La noticia de la liberación de Loujain, precaria como es, rápidamente se opaca en estos días cuando otra campaña inunda las redes sociales árabes: Dónde está Rafa Al Yami. Rafa es una deportista e instagramer que fue secuestrada por sus familiares varones; la policía saudí la encontró y, en vez de salvarla, la entregó a una “Casa de Protección” (Dar Al Re´aya). Estas Casas son centros de detención donde se encarcela y tortura a mujeres “desobedientes” que no cumplen con las normas sociales impuestas y que por ello son una vergüenza para sus familias. Allí, sabemos según los testimonios valientes de quienes han logrado salir, las sesiones de tortura son todos los jueves con latigazos, insultos y todo tipo de humillaciones que deben soportar las mujeres en el más absoluto aislamiento. En los últimos años, los intentos de suicidio han aumentado drásticamente, y los flagelos a aquéllas que no tienen éxito en lograrlo las sumen en un espiral de violencia mayor. Las reclusas intentan muchas veces quitarse la vida de formas tan absurdas como desesperadas para poner fin a una rutina incesante de tormentos y humillaciones. Hace unos meses una joven intentó ahorcarse con un corpiño y se prohibieron los corpiños. Otra quiso cortarse las venas con el borde de un cesto de basura y durante semanas no se retiró la basura de las celdas haciendo mucho más inhumana la estadía allí. “El error de una es el error de todas”, es el lema de la administración de estos centros de tortura que busca a su vez quebrar la solidaridad entre las que allí se encuentran presas.
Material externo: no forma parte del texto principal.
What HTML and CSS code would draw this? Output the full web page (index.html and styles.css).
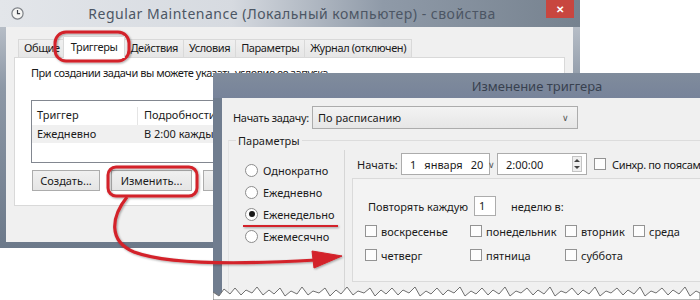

El horror que nos produce conocer esta realidad no debe sin embargo evadirnos de que miles de mujeres en nuestros países se encuentran privadas de su libertad, de sus derechos y de su propia humanidad por sus familias, sus parejas, chupadas en redes de trata o víctimas de un sistema judicial patriarcal que las humilla, las ningunea y las mata.
Es urgente que nos hagamos de nuevas categorías, nuevas formas de pensarnos y pensar a las que han sido condenadas a ser las “otras”. Que construyamos nuevos territorios de entendimiento por fuera de las categorías enquistadas por un modo de producción material y de conocimiento racista y americano-eurocéntrico. Nuestra libertad, nuestra ciudadanía, nuestra humanidad serán siempre condicionales si no son para todas.